Economic recovery likely to prove a ‘stuttering’ affair 3

By Rupert Thompson, Chief Investment Officer at Kingswood

Equity markets continued their upward trend last week, with global equities gaining 1.2% in local currency terms. Beneath the surface, however, the recovery has been a choppy affair of late. China and the technology sector, the big outperformers year-to-date, retreated last week whereas the UK and Europe, the laggards so far this year, led the gains.

As for US equities, they have re-tested, but so far failed to break above, their post-Covid high in early June and their end-2019 level. The recent choppiness of markets is not that surprising given they are being buffeted by a whole series of conflicting forces.

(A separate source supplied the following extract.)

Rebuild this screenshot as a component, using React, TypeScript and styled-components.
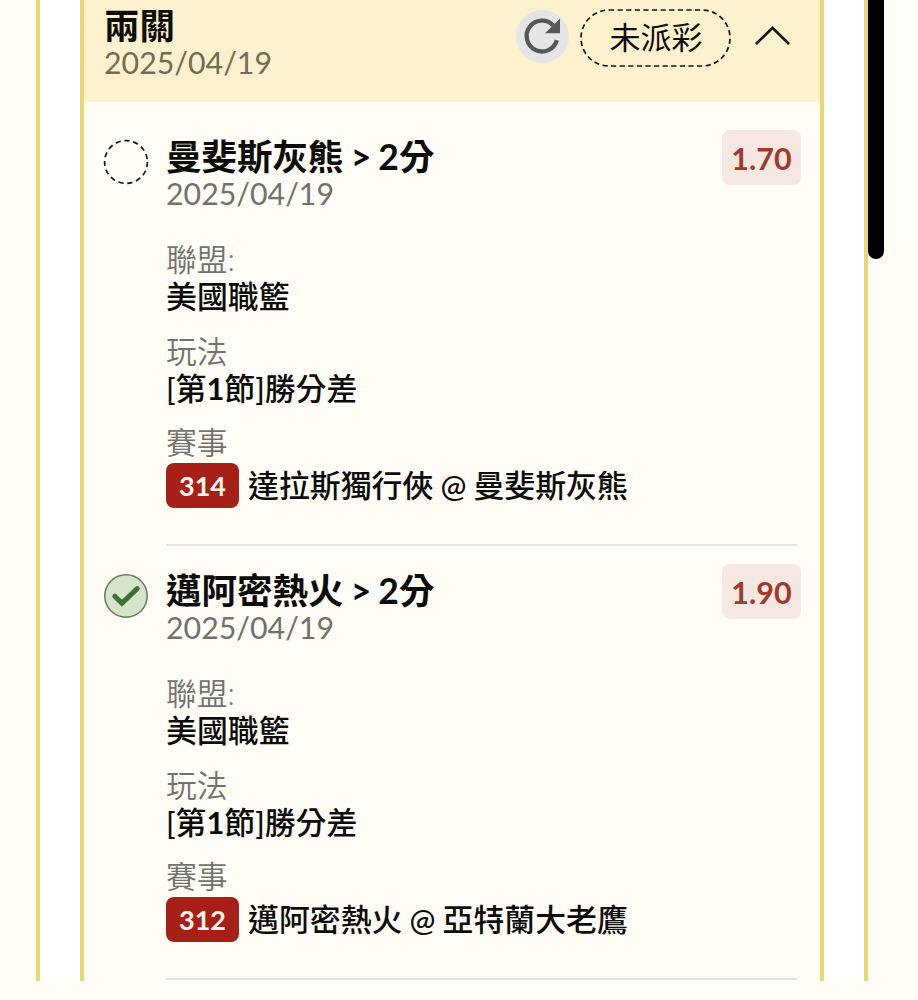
import React from "react";
import styled, { createGlobalStyle } from "styled-components";

const GlobalStyle = createGlobalStyle`
  * { box-sizing: border-box; }
  body {
    margin: 0;
    background: #fffdf5;
    color: #0c0c0a;
    font-family: Lato, "Noto Sans CJK TC", sans-serif;
    overflow: hidden;
  }
`;

const Page = styled.main`
  position: relative;
  width: 918px;
  height: 1000px;
  padding-left: 36px;
`;

const Panel = styled.section`
  width: 832px;
  height: 981px;
  padding: 0 40px;
  background: #fff;
  border: solid #ead972;
  border-width: 0 4px;
`;

const Card = styled.article`
  height: 981px;
  background: #fffdf6;
  border: solid #ead972;
  border-width: 0 4px;
`;

const Header = styled.header`
  display: flex;
  align-items: flex-start;
  height: 102px;
  padding: 8px 29px 0 20px;
  background: #fcf1cd;
`;

const Heading = styled.div`
  flex: 1;
`;

const Title = styled.h2`
  height: 36px;
  margin: 0;
  font-size: 35.5px;
  font-weight: 700;
  line-height: 35px;
  word-spacing: -1.5px;
  white-space: nowrap;
`;

const DateText = styled.time<{ $warm?: boolean }>`
  display: block;
  height: 37px;
  font-size: 30.3px;
  line-height: 37px;
  color: ${(p) => (p.$warm ? "#726c55" : "#72716c")};
`;

const RefreshButton = styled.button`
  display: flex;
  align-items: center;
  justify-content: center;
  width: 53px;
  height: 53px;
  margin-top: 2px;
  padding: 0;
  border: 0;
  border-radius: 50%;
  background: #e4e5e7;
`;

const StatusPill = styled.div`
  position: relative;
  width: 151px;
  height: 58px;
  margin: 1px 23px 0 11px;
  padding-left: 1px;
  font-size: 31px;
  line-height: 57px;
  text-align: center;

  svg {
    position: absolute;
    inset: 0;
  }
`;

const ToggleButton = styled.button`
  display: flex;
  width: 37px;
  height: 22px;
  margin-top: 17px;
  padding: 0;
  border: 0;
  background: none;
`;

const Entries = styled.div`
  padding-top: 10px;
`;

const Entry = styled.div`
  display: flex;
  height: 434px;
  padding: 18px 19px 0 19px;
`;

const StatusMark = styled.div`
  flex: none;
  width: 46px;
  height: 46px;
  margin: 9px 17px 0 0;
`;

const EntryBody = styled.div`
  display: flex;
  flex-direction: column;
  flex: none;
  width: 631px;
  height: 416px;
  margin-right: -79px;
  padding-top: 9px;
  border-bottom: 2px solid #e4e2dc;
`;

const Fields = styled.dl`
  margin: 29px 0 0;
`;

const Field = styled.div`
  margin-bottom: 17.5px;
`;

const Label = styled.dt`
  height: 37px;
  font-size: 30.8px;
  font-weight: 350;
  line-height: 37px;
  color: #73726d;
`;

const Value = styled.dd`
  display: flex;
  align-items: center;
  height: 37px;
  margin: 0;
  font-size: 30.9px;
  font-weight: 500;
  line-height: 37px;
  word-spacing: -0.7px;
  white-space: pre;

  b {
    font-weight: 700;
  }
`;

const MatchValue = styled(Value)`
  height: 45px;
  margin-top: 2px;
`;

const MatchNumber = styled.span`
  width: 73px;
  height: 45px;
  margin-right: 9px;
  border-radius: 8px;
  background: #a62017;
  color: #fff6ee;
  font-size: 27px;
  font-weight: 700;
  line-height: 45px;
  text-align: center;
`;

const Odds = styled.div`
  position: relative;
  flex: none;
  width: 79px;
  height: 55px;
  margin-left: 4px;
  border-radius: 8px;
  background: #f5e7e1;
  color: #a03a2c;
  font-size: 30.5px;
  font-weight: 700;
  line-height: 56px;
  text-align: center;
`;

const Scrollbar = styled.div`
  position: absolute;
  top: 0;
  left: 868px;
  width: 16px;
  height: 259px;
  border-radius: 0 0 8px 8px;
  background: #000;
`;

const RefreshIcon = () => (
  <svg width="53" height="53" viewBox="0 0 53 53">
    <path d="M37.2 15.4A15.4 15.4 0 1 0 40.9 30.2" fill="none" stroke="#555856" strokeWidth="4.3" />
    <path d="M44 8.5V23.3H29Z" fill="#555856" />
  </svg>
);

const PendingIcon = () => (
  <svg width="46" height="46" viewBox="0 0 46 46">
    <circle cx="23" cy="23" r="21.4" fill="none" stroke="#171711" strokeWidth="1.7" strokeDasharray="5.2 3.76" />
  </svg>
);

const WonIcon = () => (
  <svg width="46" height="46" viewBox="0 0 46 46">
    <circle cx="23" cy="23" r="21.2" fill="#d6e4cc" stroke="#5d8053" strokeWidth="1.5" />
    <path d="M11.8 23.2 18.9 30.3 34.2 15.6" fill="none" stroke="#3e7134" strokeWidth="5" strokeLinecap="round" />
  </svg>
);

const ChevronUp = () => (
  <svg width="37" height="22" viewBox="0 0 37 22">
    <path d="M2 19 18.5 2.8 35 19" fill="none" stroke="#151512" strokeWidth="2.7" />
  </svg>
);

interface Leg {
  pick: string;
  odds: string;
  number: string;
  match: string;
  won: boolean;
}

const legs: Leg[] = [
  { pick: "曼斐斯灰熊 > 2分", odds: "1.70", number: "314", match: "達拉斯獨行俠 @ 曼斐斯灰熊", won: false },
  { pick: "邁阿密熱火 > 2分", odds: "1.90", number: "312", match: "邁阿密熱火 @ 亞特蘭大老鷹", won: true },
];

const LegEntry = ({ leg }: { leg: Leg }) => (
  <Entry>
    <StatusMark>{leg.won ? <WonIcon /> : <PendingIcon />}</StatusMark>
    <EntryBody>
      <Title>{leg.pick}</Title>
      <DateText>2025/04/19</DateText>
      <Fields>
        <Field>
          <Label>聯盟:</Label>
          <Value>美國職籃</Value>
        </Field>
        <Field>
          <Label>玩法</Label>
          <Value>
            <span>[第<b>1</b>節]勝分差</span>
          </Value>
        </Field>
        <Field>
          <Label>賽事</Label>
          <MatchValue>
            <MatchNumber>{leg.number}</MatchNumber>
            {leg.match}
          </MatchValue>
        </Field>
      </Fields>
    </EntryBody>
    <Odds>{leg.odds}</Odds>
  </Entry>
);

export default function App() {
  return (
    <Page>
      <GlobalStyle />
      <Panel>
        <Card>
          <Header>
            <Heading>
              <Title>兩關</Title>
              <DateText $warm>2025/04/19</DateText>
            </Heading>
            <RefreshButton aria-label="refresh">
              <RefreshIcon />
            </RefreshButton>
            <StatusPill>
              <svg width="151" height="58" viewBox="0 0 151 58">
                <rect x="1" y="1" width="149" height="56" rx="28" fill="none" stroke="#171711" strokeWidth="1.7" strokeDasharray="5.2 3.4" />
              </svg>
              未派彩
            </StatusPill>
            <ToggleButton aria-label="collapse">
              <ChevronUp />
            </ToggleButton>
          </Header>
          <Entries>
            {legs.map((leg) => (
              <LegEntry key={leg.number} leg={leg} />
            ))}
          </Entries>
        </Card>
      </Panel>
      <Scrollbar />
    </Page>
  );
}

Developments regarding Covid-19 as ever remain absolutely critical and it is a mixture of bad and good news at the moment. There have been reports of encouraging early trial results for a new treatment and potential vaccine but infection rates continue to climb in the US. Reopening has now been halted or reversed in states accounting for 80% of the population.

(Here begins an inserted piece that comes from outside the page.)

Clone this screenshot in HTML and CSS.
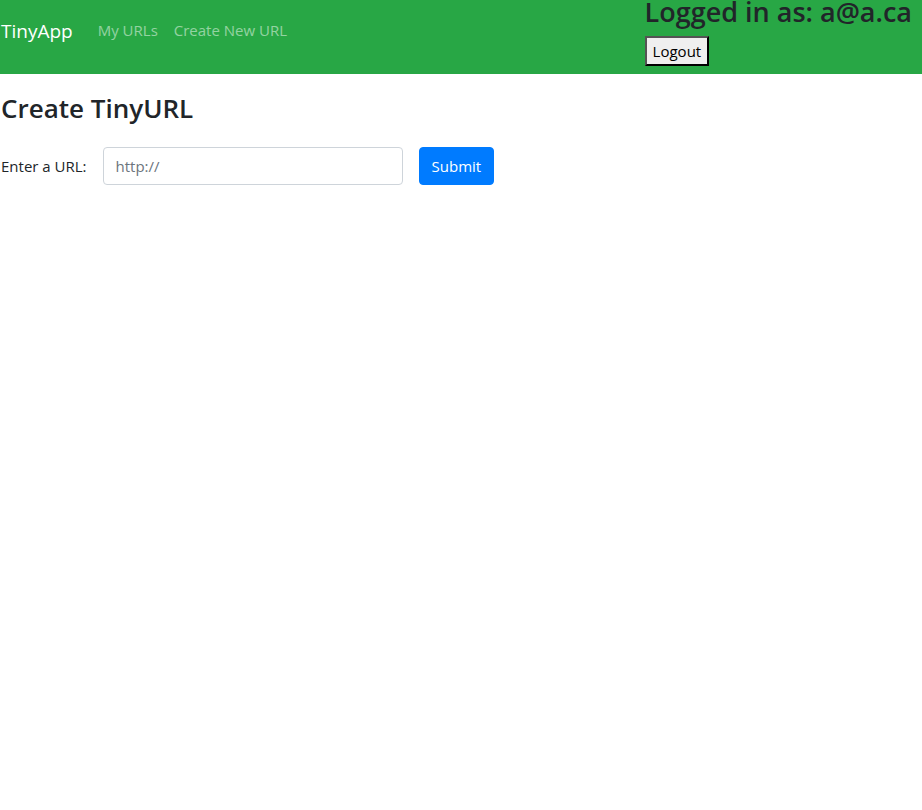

We are a long way away from a complete lockdown being re-imposed and these moves are not expected to throw the economy back into reverse. But they do emphasise that the economic recovery, not only in the US but also elsewhere, is likely to prove a ‘stuttering’ affair.

Indeed, the May GDP numbers in the UK undid some of the optimism which had been building recently. Rather than bouncing 5% m/m in May as had been expected, GDP rose a more meagre 1.8% and remains a massive 24.5% below its pre-Covid level in February.

Even in China, where the recovery is now well underway, there is room for some caution. GDP rose a larger than expected 11.5% q/q in the second quarter and regained all of its decline the previous quarter. However, the bounce back is being led by manufacturing and public sector investment, and the recovery in retail sales is proving much more hesitant.

China is not just a focus of attention at the moment because its economy is leading the global upturn but because of the increasing tensions with Hong Kong, the US and UK. UK telecoms companies have now been banned from using Huawei’s 5G equipment in the future and the US is talking of imposing restrictions on Tik Tok, the Chinese social media platform. While this escalation is not as yet a major problem, it is a potential source of market volatility and another, albeit as yet relatively small, unwelcome drag on the global economy.

Government support will be critical over coming months and longer if the global recovery is to be sustained. This week will be crucial in this respect for Europe and the US. The EU, at the time of writing, is still engaged in a marathon four-day summit, trying to reach an agreement on an economic recovery fund.  As is almost always the case, a messy compromise will probably end up being hammered out.

An agreement will be positive but the difficulty in reaching it does highlight the underlying tensions in the EU which have far from gone away with the departure of the UK. Meanwhile in the US, the Democrats and Republicans will this week be engaged in their own battle over extending the government support schemes which would otherwise come to an end this month.

Most of these tensions and uncertainties are not going away any time soon. Markets face a choppy period over the summer and autumn with equities remaining at risk of a correction.